As a valuable source of relevant insights on the issues raised by Grene, we in the second section of the inquiry will lay out the central argument of a seminal essay by Alasdair MacIntyre. In this essay MacIntyre purports to show that it is possible rationally to attack a competing intellectual system (and argue for the supremacy of one's own) even while conceding the absence of neutral authoritative foundations to which one might appeal during the critique or defense. Then, in the closing section, benefitting from MacIntyre's argument and drawing extensively from what Polanyi has to say in Personal Knowledge, we will address the question of the adequacy and advisability of Grene's regrets about Polanyi's allegedly unfortunate assertion of the superiority of his own framework and point of view.

Grene's Regrets

Marjorie Grene possesses a legendary vehement voice which is on clear display in her 1991 Kent State fusillade. Her address is primarily concerned with the meanings of "subjective" (as opposed to the "personal") outlined by Polanyi in Personal Knowledge. (3) In carrying out her task she draws our attention ("PS," 14) to a section of the book in which Polanyi clarifies "four grades according to which we have classified reasonable action and perception" (PK, 374).
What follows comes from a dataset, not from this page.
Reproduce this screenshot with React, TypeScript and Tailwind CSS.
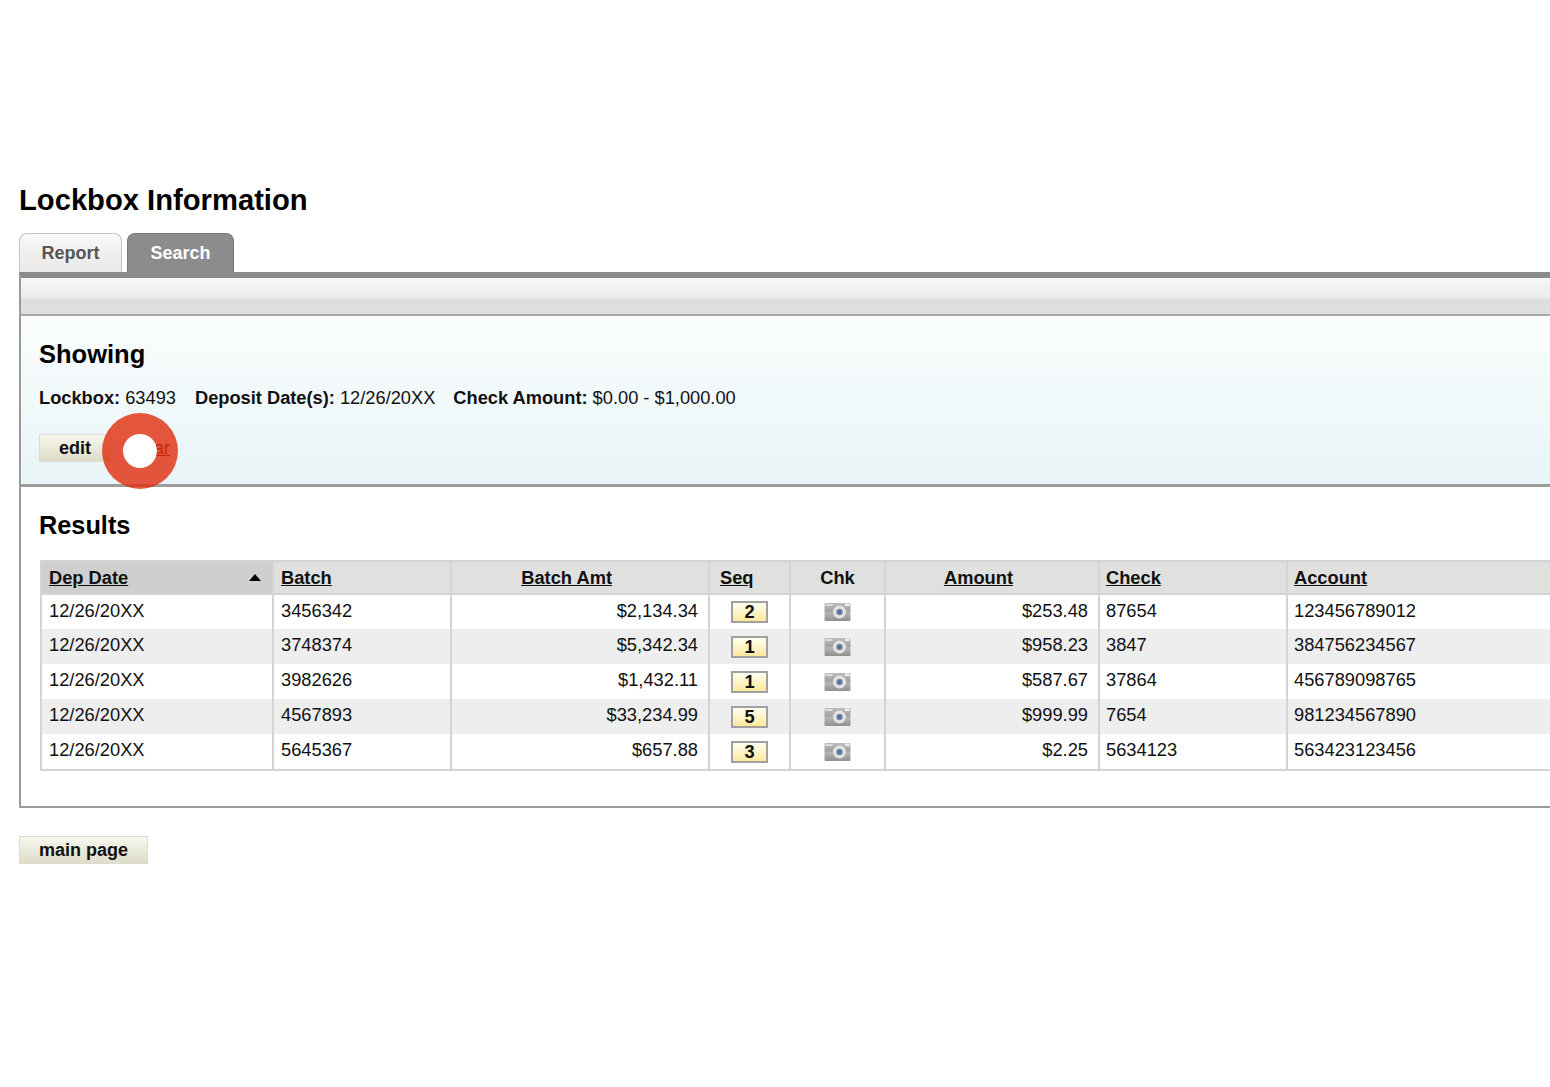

The third of these, on Polanyi's scheme, is "Conclusions arrived at by the correct use of a fallacious system." Polanyi judges that "[t]his is an incompetent mode of reasoning, the results of which possess subjective validity" (374; Polanyi's emphasis). There is at this point a footnote pointing back to pages 286-88 where Polanyi has described the belief system of the Azande (a primitive people in Africa). (4) Let us now hear Grene at length. Through this reference, Polanyi

appears to provide us with a new sense, and a new reference, for subjectivity: it is whatever is out of accord with the canons of our modern, liberal, science-sponsoring and science-grounded society. …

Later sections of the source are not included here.